The classical and choral infrastructure at BYU runs extraordinarily deep. The BYU Young Ambassadors — a performing arts ensemble founded in 1962 — have toured in more than 100 countries and produced a long list of professional performers. The BYU Vocal Point a cappella group built a national following through The Sing-Off (they won Season 4 in 2011) and subsequent touring. BYU Chamber Orchestra, BYU Philharmonic Orchestra, and the BYU Men's Chorus and Concert Choir represent a choral tradition that feeds Utah's broader choral culture. This infrastructure means that a significant proportion of Provo's musicians arrive with conservatory-level vocal training without having attended a conservatory — which partially explains the melodic sophistication that characterises the scene.

The folk and Americana lineage also runs strong. The Moth and the Flame — a Provo-based indie pop duo — built a loyal following in the 2010s with synth-inflected anthems. Boyce Avenue, though based in Florida, built a massive YouTube cover-song following with members who trained in the Utah circuit. American Authors, whose principal members came up through the Utah indie scene before relocating to Brooklyn, scored mainstream radio success with "Best Day of My Life" in 2013. The folk-rock and indie-pop sounds that define so much of Provo's output reflect the broader influences of artists who grew up with hymns, folk songs, and strong melody as the backbone of their musical education.

Venues and neighborhoods

The single most important institution in Provo's music history is Velour Live Music Gallery, opened in 2005 at 135 North University Avenue by promoter and musician Corey Fox. At around 200 capacity, Velour built its reputation as the most music-focused all-ages venue in Utah County, combining original-artist-only programming (for years it refused to book cover bands), a strong sense of community, and an eye for artists at the earliest stage of their careers. Neon Trees, Imagine Dragons (in their BYU-connected period), Joshua James, The National Parks, Fictionist, and dozens of other significant acts played early Velour shows. Fox's insistence on quality, his investment in the local ecosystem over national bookings, and Velour's geographic position steps from BYU campus made it the central institution of the Provo scene for two decades.

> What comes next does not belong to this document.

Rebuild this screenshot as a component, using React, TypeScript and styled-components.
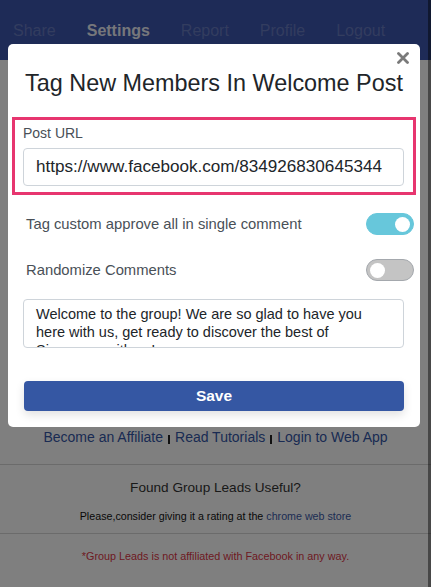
import React, { useState } from "react";
import styled, { createGlobalStyle } from "styled-components";

const GlobalStyle = createGlobalStyle`
  html, body {
    margin: 0;
    padding: 0;
    background: #ffffff;
  }
  body {
    font-family: "Liberation Sans", Arial, sans-serif;
    color: #212529;
    overflow: hidden;
  }
  * {
    box-sizing: border-box;
  }
`;

const Page = styled.div`
  width: 431px;
  height: 587px;
  position: relative;
  background: #ffffff;
`;

const NavBar = styled.nav`
  height: 60px;
  background: #3c56ae;
  display: flex;
  align-items: flex-end;
  padding: 0 0 20px 13px;
`;

const NavItem = styled.a<{ $active?: boolean }>`
  font-size: 16px;
  line-height: 18px;
  font-weight: ${(p) => (p.$active ? 700 : 400)};
  color: ${(p) => (p.$active ? "rgba(255, 255, 255, 0.92)" : "rgba(255, 255, 255, 0.22)")};
  text-decoration: none;
  margin-right: 31px;
`;

const PageBody = styled.main`
  padding-top: 367px;
  display: flex;
  flex-direction: column;
  align-items: center;
`;

const LinkRow = styled.div`
  font-size: 14px;
  display: flex;
  align-items: center;
  gap: 5px;
  height: 20px;
`;

const FooterLink = styled.a`
  color: #3456a6;
  text-decoration: none;
`;

const Divider = styled.span`
  display: inline-block;
  width: 2px;
  height: 9px;
  background: #222;
  margin-top: 5px;
`;

const Section = styled.section`
  width: 100%;
  border-top: 1px solid #d6d6d6;
  margin-top: 17px;
  padding: 14px 0 9px;
  text-align: center;
`;

const SectionTitle = styled.h3`
  margin: 0;
  font-size: 13.6px;
  font-weight: 400;
  color: #333;
  line-height: 17px;
`;

const SectionText = styled.p`
  margin: 12px 0 0;
  font-size: 10.7px;
  font-weight: 500;
  color: #111;
  line-height: 16px;
`;

const StoreLink = styled.a`
  color: #3a5aa8;
  text-decoration: none;
`;

const Disclaimer = styled.section`
  width: 100%;
  border-top: 1px solid #d6d6d6;
  padding-top: 16px;
  text-align: center;
  font-size: 10.8px;
  line-height: 13px;
  color: #dc3545;
`;

const Backdrop = styled.div`
  position: absolute;
  inset: 0;
  background: rgba(0, 0, 0, 0.5);
  border-right: 3px solid rgba(0, 0, 0, 0.44);
`;

const Modal = styled.div`
  position: absolute;
  left: 8px;
  top: 44px;
  width: 412px;
  height: 383px;
  background: #ffffff;
  border-radius: 5px;
  padding: 4px 4px 0;
  display: flex;
  flex-direction: column;
`;

const CloseRow = styled.div`
  display: flex;
  justify-content: flex-end;
  height: 20px;
  padding-right: 5px;
`;

const CloseButton = styled.button`
  border: none;
  background: none;
  padding: 0;
  width: 16px;
  height: 20px;
  display: flex;
  align-items: center;
  justify-content: center;
  cursor: pointer;
`;

const Title = styled.h2`
  margin: 1px 0 0;
  text-align: center;
  font-size: 23.4px;
  font-weight: 400;
  line-height: 28px;
  color: #212529;
`;

const Highlight = styled.div`
  margin-top: 20px;
  border: 3px solid #e7356f;
  padding: 3px 9px 6px 8px;
  height: 78px;
`;

const Label = styled.label`
  display: block;
  font-size: 14px;
  color: #495057;
  line-height: 20px;
`;

const TextInput = styled.input`
  display: block;
  width: 100%;
  height: 38px;
  margin-top: 5px;
  border: 1px solid #ced4da;
  border-radius: 4px;
  padding: 0 12px;
  font-family: inherit;
  font-size: 17.1px;
  color: #212529;
  outline: none;
`;

const Body = styled.div`
  padding: 0 2px 0 11px;
  display: flex;
  flex-direction: column;
`;

const ToggleRow = styled.div<{ $top: number }>`
  margin-top: ${(p) => p.$top}px;
  display: flex;
  align-items: center;
  justify-content: space-between;
  height: 22px;
  padding-left: 3px;
`;

const ToggleLabel = styled.span`
  font-size: 14.8px;
  color: #495057;
`;

const Switch = styled.button<{ $on: boolean }>`
  width: 48px;
  height: 22px;
  border-radius: 11px;
  border: 1.5px solid ${(p) => (p.$on ? "#67c7db" : "#a4a8ad")};
  background: ${(p) => (p.$on ? "#67c7db" : "#c4c4c4")};
  padding: 0 3px;
  display: flex;
  align-items: center;
  justify-content: ${(p) => (p.$on ? "flex-end" : "flex-start")};
  cursor: pointer;
`;

const Knob = styled.span`
  width: 15px;
  height: 15px;
  border-radius: 50%;
  background: #ffffff;
`;

const TextArea = styled.textarea`
  margin-top: 18px;
  width: 381px;
  height: 49px;
  border: 1px solid #ced4da;
  border-radius: 4px;
  padding: 5px 12px;
  font-family: inherit;
  font-size: 14.5px;
  line-height: 18px;
  color: #212529;
  resize: none;
  overflow: hidden;
  outline: none;
`;

const SaveButton = styled.button`
  margin-top: 33px;
  width: 380px;
  height: 30px;
  margin-left: 1px;
  border: none;
  border-radius: 4px;
  background: #3557a3;
  color: #ffffff;
  font-family: inherit;
  font-size: 15.5px;
  font-weight: 700;
  box-shadow: 0 4px 10px rgba(0, 0, 0, 0.12);
  cursor: pointer;
`;

const Toggle = ({ initial }: { initial: boolean }) => {
  const [on, setOn] = useState(initial);
  return (
    <Switch $on={on} onClick={() => setOn(!on)}>
      <Knob />
    </Switch>
  );
};

const App = () => {
  return (
    <Page>
      <GlobalStyle />
      <NavBar>
        <NavItem>Share</NavItem>
        <NavItem $active>Settings</NavItem>
        <NavItem>Report</NavItem>
        <NavItem>Profile</NavItem>
        <NavItem>Logout</NavItem>
      </NavBar>
      <PageBody>
        <LinkRow>
          <FooterLink>Become an Affiliate</FooterLink>
          <Divider />
          <FooterLink>Read Tutorials</FooterLink>
          <Divider />
          <FooterLink>Login to Web App</FooterLink>
        </LinkRow>
        <Section>
          <SectionTitle>Found Group Leads Useful?</SectionTitle>
          <SectionText>
            Please,consider giving it a rating at the{" "}
            <StoreLink>chrome web store</StoreLink>
          </SectionText>
        </Section>
        <Disclaimer>*Group Leads is not affiliated with Facebook in any way.</Disclaimer>
      </PageBody>
      <Backdrop />
      <Modal>
        <CloseRow>
          <CloseButton aria-label="Close">
            <svg width="12" height="12" viewBox="0 0 12 12">
              <path d="M1.5 1.5 L10.5 10.5 M10.5 1.5 L1.5 10.5" stroke="#7a7a7a" strokeWidth="2.8" strokeLinecap="round" />
            </svg>
          </CloseButton>
        </CloseRow>
        <Title>Tag New Members In Welcome Post</Title>
        <Highlight>
          <Label>Post URL</Label>
          <TextInput defaultValue="https://www.facebook.com/834926830645344" />
        </Highlight>
        <Body>
          <ToggleRow $top={18}>
            <ToggleLabel>Tag custom approve all in single comment</ToggleLabel>
            <Toggle initial={true} />
          </ToggleRow>
          <ToggleRow $top={24}>
            <ToggleLabel>Randomize Comments</ToggleLabel>
            <Toggle initial={false} />
          </ToggleRow>
          <TextArea
            defaultValue="Welcome to the group! We are so glad to have you here with us, get ready to discover the best of Singapore with us!"
          />
          <SaveButton>Save</SaveButton>
        </Body>
      </Modal>
    </Page>
  );
};

export default App;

The Muse Music Cafe (later known simply as The Muse) operated in downtown Provo during the 2000s and early 2010s as a complementary all-ages room with a coffee-house atmosphere. The Covey Center for the Arts, a city-owned performing arts centre opened in 2007 at 425 West Center Street, provides a more formal 500-seat theatre for orchestral, theatrical, and mid-size music programming. BYU's de Jong Concert Hall (1,300 seats) and BYU Marriott Center (the 22,700-seat arena that serves as the school's basketball home and hosts larger concerts) complete the formal venue pyramid. Sundance Mountain Resort, 20 kilometres east of downtown in Provo Canyon, hosts the Sundance Summer Concert Series in an outdoor setting against the dramatic backdrop of Mount Timpanogos — folk, roots, and world music acts fill the resort amphitheatre through the summer months.

Downtown Provo has undergone significant revitalization, with Center Street and the University Avenue corridor anchoring the city's pedestrian commercial life. The BYU campus, which stretches across the eastern edge of downtown, generates enormous foot traffic and supports the coffee houses, book stores, and music venues adjacent to it. Freedom Boulevard (State Street's name within Provo city limits) runs south through the city's commercial spine. The Joaquin neighbourhood, east of downtown, is the city's most eclectic residential district and has historically supported the artist and musician community closest to BYU's art and music departments.

Festivals and signature events

Rooftop Concert Series, held on the rooftop of the Provo Town Square mall through the summer, became a beloved outdoor free-concert institution through the 2010s, booking local and regional indie and folk acts in a community-festival atmosphere. BYU International Cinema and BYU Arts present year-round programming that frequently includes music, dance, and theatrical events accessible to the broader community. Sundance Film Festival — headquartered in Park City, about 45 kilometres northeast — generates a substantial spillover of music events, parties, and showcases into Utah Valley each January, connecting Provo and Orem musicians with a nationally connected entertainment industry crowd.

The Utah Valley Marathon weekend (May) has developed a music-festival atmosphere with live performances along the course. The Provo Freedom Festival around the Fourth of July is one of the largest Independence Day celebrations in the state, with live music programming across multiple stages. Art City Days in nearby Springville — home to the Springville Museum of Art, Utah's oldest art museum — incorporates local music performance alongside visual art programming.

What ties it all together

Provo's musical identity is built on a productive tension that few cities can claim: a deeply religious institutional culture that, instead of suppressing musical ambition, supercharges it. BYU produces musicians who are technically accomplished, melodically driven, and commercially minded — artists who grew up performing for congregations and ward audiences long before they ever played a bar. Velour Live Music Gallery gave those artists a home-base that reinforced quality and originality. The all-ages necessity — rooted in Utah County's conservative licensing environment — ensured that musicians and audiences alike grew up together in the same rooms. The geography amplified everything: the mountain setting, the tight-knit community of a university town, and the proximity to Salt Lake City's larger venues gave Provo artists a complete development ladder from bedroom to arena. In a generation when "indie rock" often meant coastal urban scenes, Provo demonstrated quietly that the most original music sometimes comes from the places you'd least expect it.